All markets have two sides (or more), but the two-sidedness of some markets is their distinguishing feature. Economists refer to such markets as matching markets, e.g., Marriage ‘markets’ (one-to-one); university places and students (one-to-many); employers and employees.

Matching markets are characterized by:

  • Search – (customers search for insurers and vice versa), involving cost, time, and inconvenience.
  • Risk – Matching requires at least one side of the market to reveal private, sensitive information and trust between buyers and sellers.
  • Asymmetric information – often requires screening or signaling, or even regulation.
  • Unstable allocations – frequent switching, high switching costs, perverse incentives, etc.

 

Insurance Market Dynamics

A buyers’ valuation of an insurance product increases with an increase in their risk profile. The sellers’ costs = Claims + Tax + Administration + Distribution (‘CAC’). Of these, Claims (expected underwriting loss) and Tax also increase with buyers’ risk type, so overall unit costs do the same. Therefore the average cost curve, which reflects the sellers’ costs of production, is downward sloping.

Adverse Selection

The insurance price (PAS) and quantity (QAS) sold are given by the intersection of the demand and average cost curves. Adverse selection occurs because high-risk buyers are selected by traditional insurers’ go-to-market methods, while low-risk people ‘self-insure’ choose not to buy insurance or buy minimal coverage.
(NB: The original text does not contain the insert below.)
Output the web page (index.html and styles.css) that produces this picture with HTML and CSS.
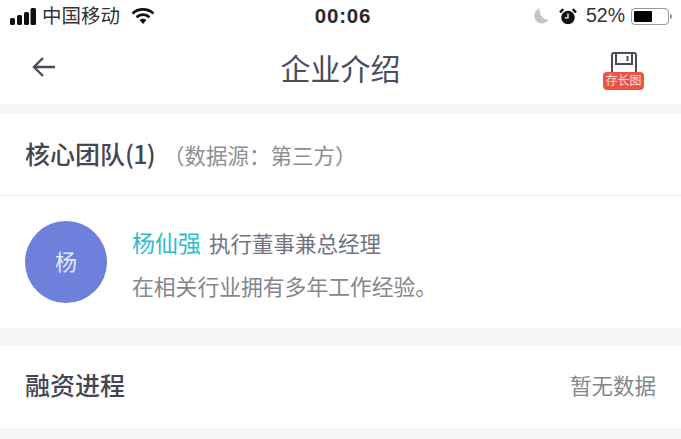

As a result, the cost of insuring low-risk customers is higher than their willingness to pay; therefore, expected claims from insuring low-risk customers are small – CAC accounts for most of the cost for these customers.

Embedded Insurance

Salty leverages its Embedded Insurance® to generate a frictionless match between the customer and the insurer to reduce customer acquisition costs (CAC). Because of the ability to seamlessly reach all types of customers at the point of purchase, this enables a 78% reduction in CAC. The decrease in cost shifts the supply curve down. Salty adds a pool of lower-risk customers, mitigating adverse selection, lowering underwriting risk, and benefiting high-risk and low-risk customers.

Search Costs

Search costs incurred by customers are estimated to be up to 28% of premium. Customers also incur non-search costs, e.g., psychological costs related to making decisions. Salty can provide customers with the greatest convenience: they don’t need to search for insurance policies by themselves or inform themselves on the market so they can make an effective comparison. By integrating at the point of sale, Salty also maximizes the salience of insurance, increasing the differential between the customer’s valuation of the policy and its cost. Elimination of these customer costs and increasing the salience of coverage shift up the demand curve.

Pricing Advantage

Customers who previously had very low valuations of a policy are now willing to buy insurance. Moreover, with even lower-risk customers joining the pool, the average cost decreases further, driving the price even lower in a virtuous cycle that creates an economic moat.